И за все его трюки и фокусы, блистательные подмены и виртуозное манипуляторство, его могилу стоит усыпать деньгами так же густо, как парижская могила Уайльда усыпана — ты угадал, читатель, цветами.

4 июня 2010 года

Спасаться по одному

Когда Твардовский в присутствии Хрущева «и других официальных лиц» (бытовала такая формулировка) дочитал «Тёркина на том свете», Хрущев спросил притихших главных редакторов: «Кто смелый? Кто ЭТО возьмет?»

Это была, в общем, не шутка первого лица насчет своих полномочий ― в духе сталинских сомнительных острот «Я не хотел подписывать договор с Гитлером, но Молотов заставил». Хрущев был человек с чутьем и понимал, что для публикации этой вещи ― даже понравившейся первому лицу ― нужна реальная смелость; и не потому, что это очень уж резкая сатира. Положа руку на сердце, «Тёркин на том свете» ― вещь не смешная даже по меркам 1963 года. Твардовский не юморист, хотя мрачно пошутить умел. Читать этого второго «Тёркина» тяжело, не скучно, а муторно, и писать было не веселее; не зря на Западе его тут же сравнили с Кафкой, что Твардовский в рабочих дневниках отметил с благодарностью. Особенной дерзости в высмеивании советской бюрократии при Хрущеве уже не было, и даже шутка насчет раздвоения того света на наш и капиталистический не храбрее «Незнайки на Луне», где классовая борьба переносится в космос. Отважней всего была догадка о том, что советское общество ― ну да, мертво; что, попав на тот свет в 1943 году, Тёркин угодил в сущности во вторую половину 50-х.
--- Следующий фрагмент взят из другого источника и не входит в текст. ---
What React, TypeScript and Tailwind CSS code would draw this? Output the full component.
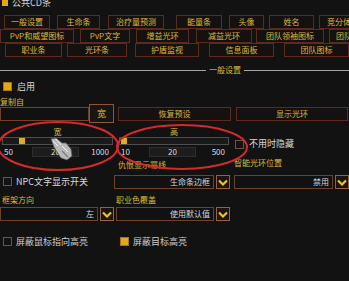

Поразительно, как безрадостны сочинения Твардовского в последние пятнадцать лет: казалось бы, «оттепель», блестящая плеяда молодых талантов, приличный ― по его мнению ― человек на самом верху, и сам «Трифоныч», хоть и преодолевая бешеное сопротивление, делает лучший и правдивейший журнал, но лирике не соврешь. И поздняя его лирика угрюма, задолго до смерти прощальна и завещательна, и последние поэмы проникнуты горечью, стыдом, тоской: может, до разоблачений второй половины 50-х он в самом деле не представлял масштаба сталинских преступлений и был раздавлен этой правдой? Не думаю: как-никак он был сыном сосланного кулака и о трагедии сельской России знал побольше других. «Не он бы писал, не я бы читал»,― сказал Трифонову о гроссмановском «Все течет». Скорей причина его оттепельной мрачности в другом: его поколение лучше молодых понимало, что оттепелью ничего не исправишь. Иллюзии могли быть у тех, кто родился в начале 30-х. А у тех, кто застал великие проекты 20-х и вдохновлялся их грандиозным утопизмом,― к 50-м годам не осталось иллюзий: дело мертвое. Косметические перемены не спасут, а на глобальные никто не пойдет. Тёркин ― символ России, в чем и сам автор не сомневался. И потому поэма его ― про Россию на том свете, про страну, в которой не осталось ни глотка живой воды. А единственным по-настоящему живым временем была война. И именно на войну просится Тёркин обратно ― потому что все остальное безнадежно, безвоздушно, безвыходно.